Yanlış hatırlamıyorsam son iki yıl içinde Wilton Park, Kuala Lumpur ve burası olmak üzere üç küresel düzen toplantısına katıldım. Eminim benim katılmadığım onlarca başka toplantıya onlarca insan Türkiye’den davet edilmiş ve katılmıştır.
Doğal olarak ne bu davetler bizim başımızı döndürmeli, ne de siyaset erbabı kendisine gösterilen ihtimamdan etkilenmeli. Biz, kendi çıkarlarımız için çalışmalı ve uzun erimli düşünebilmeyi öğrenmeliyiz.
Nihayetinde bizlere atfedilen önem izlenen politikanın ve çıkarların kesişmesinin sonucu. Kimse kara gözlerimize aşık değil. Grotius’un şehrinde yaşayanlar hiç değil. Bizler ülkemizin önemli olduğu oranda onlar için önemliyiz. Bundan sonra da saygı görmek, etkili olmak, çıkarlarımızı korumak, hatta AB üyesi olmak istiyorsak dünya siyasetinde rol oynamayı sürdürmek zorundayız.

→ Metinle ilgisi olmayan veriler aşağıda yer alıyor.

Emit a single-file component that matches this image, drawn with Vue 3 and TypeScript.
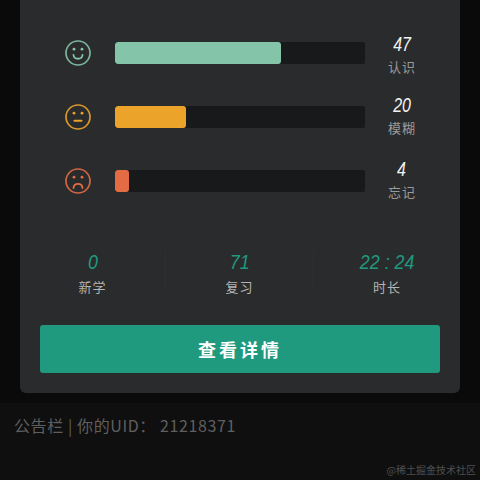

Bence muhalefetin de Ortadoğu’da rol oynamayı eleştirmek yerine, bu rolü daha iyi oynayabilmek için neler yapılması gerektiğini söyleme zamanı geldi. Çünkü yapılması gereken siyaseten güçsüzleşmek, kabuğuna çekilmek, eskiden olduğu gibi içine kapanıp yaşamak değil. Beğensek de beğenmesek de dünya devleti olduk. Afganistan’ın geleceğinden Somali’nin açlığına, Suriye’nin değişiminden Körfez Bölgesi’nin güvenliğine kadar pek çok sorun bizi ilgilendiriyor.